→ **What is needed**: Nothing but the lines from the top of the data to the line holding "const CRITERIA = ['Alguns" should be printed, word for word and both ends included; leave the pictures out.

→ **Data provided**:
◆ ◆ ◆ ◆

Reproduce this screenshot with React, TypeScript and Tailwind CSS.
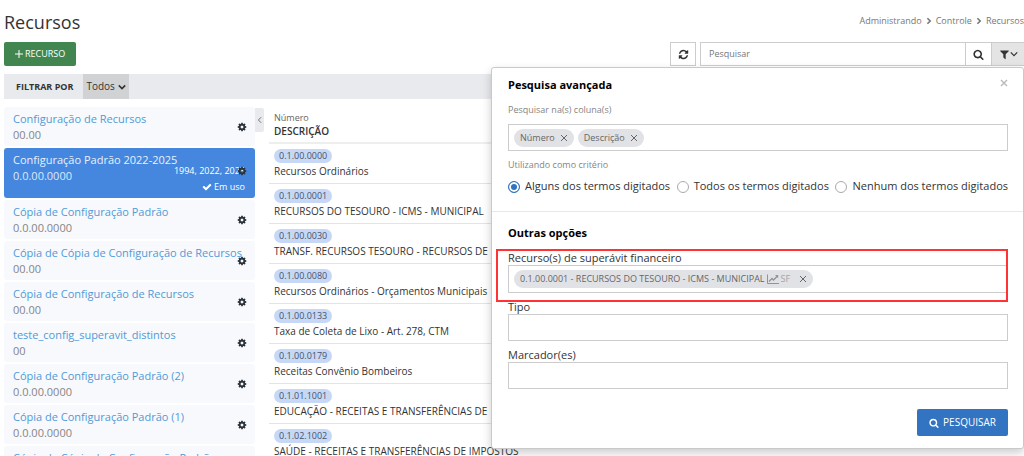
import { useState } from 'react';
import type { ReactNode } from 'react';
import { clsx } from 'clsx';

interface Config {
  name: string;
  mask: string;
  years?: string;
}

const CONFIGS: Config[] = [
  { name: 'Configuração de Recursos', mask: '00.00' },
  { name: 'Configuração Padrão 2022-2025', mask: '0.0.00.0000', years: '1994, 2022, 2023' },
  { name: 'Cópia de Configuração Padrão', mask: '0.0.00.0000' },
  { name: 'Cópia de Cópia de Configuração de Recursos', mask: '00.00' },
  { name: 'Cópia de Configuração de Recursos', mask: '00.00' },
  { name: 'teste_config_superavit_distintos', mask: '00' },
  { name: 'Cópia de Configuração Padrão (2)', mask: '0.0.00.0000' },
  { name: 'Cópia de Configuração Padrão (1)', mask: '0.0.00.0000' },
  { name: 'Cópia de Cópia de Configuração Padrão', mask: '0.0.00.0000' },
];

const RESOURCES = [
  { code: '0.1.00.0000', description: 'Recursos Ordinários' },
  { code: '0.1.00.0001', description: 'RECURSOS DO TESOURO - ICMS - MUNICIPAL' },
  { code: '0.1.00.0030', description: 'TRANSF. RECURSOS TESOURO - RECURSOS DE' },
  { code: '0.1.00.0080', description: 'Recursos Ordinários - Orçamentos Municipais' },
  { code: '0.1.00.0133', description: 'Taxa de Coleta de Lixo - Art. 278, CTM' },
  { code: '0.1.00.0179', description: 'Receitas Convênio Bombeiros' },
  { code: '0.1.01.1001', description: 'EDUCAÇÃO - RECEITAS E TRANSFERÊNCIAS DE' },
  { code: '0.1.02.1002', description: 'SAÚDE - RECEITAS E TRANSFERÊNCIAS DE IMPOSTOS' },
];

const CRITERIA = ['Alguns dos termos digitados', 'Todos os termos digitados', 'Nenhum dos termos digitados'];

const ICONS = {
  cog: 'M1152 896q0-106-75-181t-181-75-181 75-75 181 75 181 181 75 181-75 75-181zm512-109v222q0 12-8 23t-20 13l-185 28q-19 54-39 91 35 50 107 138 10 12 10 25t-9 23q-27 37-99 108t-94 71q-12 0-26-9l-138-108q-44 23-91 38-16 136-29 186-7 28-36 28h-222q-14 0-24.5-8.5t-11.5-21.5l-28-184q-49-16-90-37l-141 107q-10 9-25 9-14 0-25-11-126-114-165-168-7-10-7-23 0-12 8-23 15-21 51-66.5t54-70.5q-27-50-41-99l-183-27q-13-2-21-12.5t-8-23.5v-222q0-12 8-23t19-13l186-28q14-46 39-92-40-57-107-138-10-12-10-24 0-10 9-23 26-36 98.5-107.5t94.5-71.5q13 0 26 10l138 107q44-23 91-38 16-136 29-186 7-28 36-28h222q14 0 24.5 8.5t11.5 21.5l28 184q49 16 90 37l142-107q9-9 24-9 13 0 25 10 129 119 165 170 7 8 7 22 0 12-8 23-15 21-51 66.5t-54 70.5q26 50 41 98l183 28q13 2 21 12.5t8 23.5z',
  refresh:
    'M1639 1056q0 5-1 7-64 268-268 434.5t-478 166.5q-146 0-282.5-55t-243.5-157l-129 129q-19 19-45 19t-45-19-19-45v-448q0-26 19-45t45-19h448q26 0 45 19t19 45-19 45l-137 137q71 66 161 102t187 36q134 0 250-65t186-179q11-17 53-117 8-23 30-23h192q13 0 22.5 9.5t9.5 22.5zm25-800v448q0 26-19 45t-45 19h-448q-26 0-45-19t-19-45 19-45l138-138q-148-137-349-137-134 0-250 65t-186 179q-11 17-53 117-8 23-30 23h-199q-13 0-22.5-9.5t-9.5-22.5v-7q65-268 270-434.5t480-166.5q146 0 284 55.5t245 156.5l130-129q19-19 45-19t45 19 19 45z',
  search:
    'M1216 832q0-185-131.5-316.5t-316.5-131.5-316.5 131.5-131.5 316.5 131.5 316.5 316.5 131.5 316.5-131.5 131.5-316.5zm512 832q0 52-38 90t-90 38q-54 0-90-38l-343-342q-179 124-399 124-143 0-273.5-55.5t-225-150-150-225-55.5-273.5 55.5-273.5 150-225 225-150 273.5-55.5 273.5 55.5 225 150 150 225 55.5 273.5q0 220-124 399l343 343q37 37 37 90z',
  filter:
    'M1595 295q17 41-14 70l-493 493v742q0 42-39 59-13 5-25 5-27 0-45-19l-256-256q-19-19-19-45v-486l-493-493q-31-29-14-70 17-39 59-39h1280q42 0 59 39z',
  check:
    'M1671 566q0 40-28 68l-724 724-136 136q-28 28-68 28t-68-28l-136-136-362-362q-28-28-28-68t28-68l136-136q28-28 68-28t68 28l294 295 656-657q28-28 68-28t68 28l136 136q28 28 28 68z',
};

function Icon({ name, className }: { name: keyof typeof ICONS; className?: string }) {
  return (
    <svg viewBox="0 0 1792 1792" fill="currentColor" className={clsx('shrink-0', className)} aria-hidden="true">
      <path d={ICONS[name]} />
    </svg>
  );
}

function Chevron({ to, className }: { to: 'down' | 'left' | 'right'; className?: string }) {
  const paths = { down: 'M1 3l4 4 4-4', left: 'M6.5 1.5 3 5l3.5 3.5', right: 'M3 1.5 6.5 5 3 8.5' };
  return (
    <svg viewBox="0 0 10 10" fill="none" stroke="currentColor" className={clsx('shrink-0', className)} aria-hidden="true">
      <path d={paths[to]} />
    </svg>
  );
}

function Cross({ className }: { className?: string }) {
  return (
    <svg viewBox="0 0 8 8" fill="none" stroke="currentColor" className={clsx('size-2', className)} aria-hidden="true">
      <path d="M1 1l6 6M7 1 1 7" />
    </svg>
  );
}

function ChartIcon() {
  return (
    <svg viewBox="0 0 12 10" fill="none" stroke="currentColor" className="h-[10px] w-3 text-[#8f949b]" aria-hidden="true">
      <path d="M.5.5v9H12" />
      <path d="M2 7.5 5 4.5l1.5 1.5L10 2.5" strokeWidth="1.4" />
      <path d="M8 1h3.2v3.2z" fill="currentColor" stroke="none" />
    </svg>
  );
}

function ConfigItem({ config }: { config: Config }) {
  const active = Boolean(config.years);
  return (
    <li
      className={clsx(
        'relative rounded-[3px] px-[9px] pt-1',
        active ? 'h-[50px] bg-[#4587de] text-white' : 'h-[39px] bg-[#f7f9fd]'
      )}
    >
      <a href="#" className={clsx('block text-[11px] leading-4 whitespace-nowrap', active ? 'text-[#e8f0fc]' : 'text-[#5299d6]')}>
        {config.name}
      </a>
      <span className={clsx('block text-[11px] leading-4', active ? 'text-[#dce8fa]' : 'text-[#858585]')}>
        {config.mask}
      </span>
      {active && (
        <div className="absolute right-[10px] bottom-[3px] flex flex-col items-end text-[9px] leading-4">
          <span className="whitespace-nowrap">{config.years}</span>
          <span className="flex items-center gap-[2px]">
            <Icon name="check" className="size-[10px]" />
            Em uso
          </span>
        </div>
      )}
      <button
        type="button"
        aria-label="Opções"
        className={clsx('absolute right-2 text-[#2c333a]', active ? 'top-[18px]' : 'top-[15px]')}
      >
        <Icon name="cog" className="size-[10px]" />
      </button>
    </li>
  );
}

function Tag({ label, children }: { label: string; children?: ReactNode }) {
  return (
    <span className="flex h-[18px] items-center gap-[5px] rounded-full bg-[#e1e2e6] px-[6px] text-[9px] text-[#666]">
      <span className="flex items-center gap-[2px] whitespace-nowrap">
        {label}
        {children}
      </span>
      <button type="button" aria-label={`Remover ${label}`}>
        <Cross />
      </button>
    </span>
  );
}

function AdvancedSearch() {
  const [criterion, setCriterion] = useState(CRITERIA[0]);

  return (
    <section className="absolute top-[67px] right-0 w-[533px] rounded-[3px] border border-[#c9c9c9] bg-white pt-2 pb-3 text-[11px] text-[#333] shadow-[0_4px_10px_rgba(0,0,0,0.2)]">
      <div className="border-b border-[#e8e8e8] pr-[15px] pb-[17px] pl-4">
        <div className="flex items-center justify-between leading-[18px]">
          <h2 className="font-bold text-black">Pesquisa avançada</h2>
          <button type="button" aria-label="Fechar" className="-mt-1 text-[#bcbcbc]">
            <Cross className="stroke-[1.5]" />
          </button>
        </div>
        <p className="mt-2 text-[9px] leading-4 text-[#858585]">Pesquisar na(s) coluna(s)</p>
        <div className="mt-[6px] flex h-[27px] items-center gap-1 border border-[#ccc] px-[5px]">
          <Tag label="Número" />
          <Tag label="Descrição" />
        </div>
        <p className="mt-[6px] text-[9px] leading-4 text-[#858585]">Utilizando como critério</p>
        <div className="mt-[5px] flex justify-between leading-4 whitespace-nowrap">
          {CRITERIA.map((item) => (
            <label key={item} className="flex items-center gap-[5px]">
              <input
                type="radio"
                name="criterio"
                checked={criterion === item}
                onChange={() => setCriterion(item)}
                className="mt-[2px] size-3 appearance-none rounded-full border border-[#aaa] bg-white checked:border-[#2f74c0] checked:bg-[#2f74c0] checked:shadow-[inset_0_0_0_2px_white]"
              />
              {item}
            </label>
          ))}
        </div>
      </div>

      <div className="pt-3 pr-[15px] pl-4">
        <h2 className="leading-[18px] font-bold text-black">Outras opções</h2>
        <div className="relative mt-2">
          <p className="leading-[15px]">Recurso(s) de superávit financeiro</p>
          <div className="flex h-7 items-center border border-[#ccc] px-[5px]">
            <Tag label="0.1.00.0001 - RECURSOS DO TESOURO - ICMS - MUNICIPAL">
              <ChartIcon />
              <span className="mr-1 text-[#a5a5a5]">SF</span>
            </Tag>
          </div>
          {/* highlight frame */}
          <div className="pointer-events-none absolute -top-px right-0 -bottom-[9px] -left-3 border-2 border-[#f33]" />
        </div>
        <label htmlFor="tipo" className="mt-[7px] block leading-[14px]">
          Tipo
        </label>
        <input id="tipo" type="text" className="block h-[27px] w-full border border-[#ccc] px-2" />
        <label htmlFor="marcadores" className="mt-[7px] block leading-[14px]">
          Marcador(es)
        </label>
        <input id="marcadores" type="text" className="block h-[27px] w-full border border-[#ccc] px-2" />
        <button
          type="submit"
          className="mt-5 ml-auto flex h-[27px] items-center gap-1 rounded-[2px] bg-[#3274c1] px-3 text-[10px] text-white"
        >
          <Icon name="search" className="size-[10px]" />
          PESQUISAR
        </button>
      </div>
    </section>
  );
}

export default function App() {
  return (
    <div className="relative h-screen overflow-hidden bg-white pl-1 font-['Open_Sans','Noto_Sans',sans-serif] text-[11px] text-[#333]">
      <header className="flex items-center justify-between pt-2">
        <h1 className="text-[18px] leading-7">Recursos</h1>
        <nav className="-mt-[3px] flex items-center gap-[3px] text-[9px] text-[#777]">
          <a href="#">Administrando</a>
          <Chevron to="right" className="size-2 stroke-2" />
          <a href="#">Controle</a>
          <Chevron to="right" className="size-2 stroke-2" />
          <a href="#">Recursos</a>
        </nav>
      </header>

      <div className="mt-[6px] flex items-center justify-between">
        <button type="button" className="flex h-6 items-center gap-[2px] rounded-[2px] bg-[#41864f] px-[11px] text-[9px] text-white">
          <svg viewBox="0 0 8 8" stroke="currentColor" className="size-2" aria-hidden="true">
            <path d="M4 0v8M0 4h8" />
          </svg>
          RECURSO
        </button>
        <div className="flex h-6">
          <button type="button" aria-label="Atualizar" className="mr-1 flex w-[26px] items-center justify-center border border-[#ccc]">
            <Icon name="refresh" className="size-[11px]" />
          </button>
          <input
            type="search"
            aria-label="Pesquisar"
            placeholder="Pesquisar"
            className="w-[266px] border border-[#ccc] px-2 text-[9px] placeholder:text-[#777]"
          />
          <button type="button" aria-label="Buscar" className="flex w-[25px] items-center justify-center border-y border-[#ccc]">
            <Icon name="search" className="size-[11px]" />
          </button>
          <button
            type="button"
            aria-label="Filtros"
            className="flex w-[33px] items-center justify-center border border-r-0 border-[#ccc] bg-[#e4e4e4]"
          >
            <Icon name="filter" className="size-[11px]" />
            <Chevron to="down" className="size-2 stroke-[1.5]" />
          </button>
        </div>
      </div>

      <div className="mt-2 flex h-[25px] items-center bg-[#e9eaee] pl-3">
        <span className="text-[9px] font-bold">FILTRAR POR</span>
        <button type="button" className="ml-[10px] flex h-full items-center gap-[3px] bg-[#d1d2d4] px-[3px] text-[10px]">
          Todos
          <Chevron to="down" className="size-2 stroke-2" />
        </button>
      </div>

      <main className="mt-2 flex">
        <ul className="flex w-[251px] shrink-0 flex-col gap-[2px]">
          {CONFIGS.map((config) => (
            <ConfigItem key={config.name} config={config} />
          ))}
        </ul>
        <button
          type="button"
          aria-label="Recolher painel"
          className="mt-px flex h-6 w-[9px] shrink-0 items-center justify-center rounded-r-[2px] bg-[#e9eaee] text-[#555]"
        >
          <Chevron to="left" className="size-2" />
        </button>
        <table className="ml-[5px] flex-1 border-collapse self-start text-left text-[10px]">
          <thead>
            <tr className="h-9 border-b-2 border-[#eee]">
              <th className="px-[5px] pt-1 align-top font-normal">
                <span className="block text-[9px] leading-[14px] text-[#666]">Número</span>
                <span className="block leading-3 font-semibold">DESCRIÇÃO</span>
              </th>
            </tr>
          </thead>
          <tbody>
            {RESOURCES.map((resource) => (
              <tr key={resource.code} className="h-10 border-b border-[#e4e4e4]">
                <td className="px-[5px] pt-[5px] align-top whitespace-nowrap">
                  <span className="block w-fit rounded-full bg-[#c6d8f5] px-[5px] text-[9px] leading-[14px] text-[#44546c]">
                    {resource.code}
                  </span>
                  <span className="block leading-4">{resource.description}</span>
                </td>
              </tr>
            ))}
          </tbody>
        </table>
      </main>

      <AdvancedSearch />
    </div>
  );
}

◆ ◆ ◆ ◆

→ **Completed task**:
Reproduce this screenshot with React, TypeScript and Tailwind CSS.
import { useState } from 'react';
import type { ReactNode } from 'react';
import { clsx } from 'clsx';

interface Config {
  name: string;
  mask: string;
  years?: string;
}

const CONFIGS: Config[] = [
  { name: 'Configuração de Recursos', mask: '00.00' },
  { name: 'Configuração Padrão 2022-2025', mask: '0.0.00.0000', years: '1994, 2022, 2023' },
  { name: 'Cópia de Configuração Padrão', mask: '0.0.00.0000' },
  { name: 'Cópia de Cópia de Configuração de Recursos', mask: '00.00' },
  { name: 'Cópia de Configuração de Recursos', mask: '00.00' },
  { name: 'teste_config_superavit_distintos', mask: '00' },
  { name: 'Cópia de Configuração Padrão (2)', mask: '0.0.00.0000' },
  { name: 'Cópia de Configuração Padrão (1)', mask: '0.0.00.0000' },
  { name: 'Cópia de Cópia de Configuração Padrão', mask: '0.0.00.0000' },
];

const RESOURCES = [
  { code: '0.1.00.0000', description: 'Recursos Ordinários' },
  { code: '0.1.00.0001', description: 'RECURSOS DO TESOURO - ICMS - MUNICIPAL' },
  { code: '0.1.00.0030', description: 'TRANSF. RECURSOS TESOURO - RECURSOS DE' },
  { code: '0.1.00.0080', description: 'Recursos Ordinários - Orçamentos Municipais' },
  { code: '0.1.00.0133', description: 'Taxa de Coleta de Lixo - Art. 278, CTM' },
  { code: '0.1.00.0179', description: 'Receitas Convênio Bombeiros' },
  { code: '0.1.01.1001', description: 'EDUCAÇÃO - RECEITAS E TRANSFERÊNCIAS DE' },
  { code: '0.1.02.1002', description: 'SAÚDE - RECEITAS E TRANSFERÊNCIAS DE IMPOSTOS' },
];

const CRITERIA = ['Alguns dos termos digitados', 'Todos os termos digitados', 'Nenhum dos termos digitados'];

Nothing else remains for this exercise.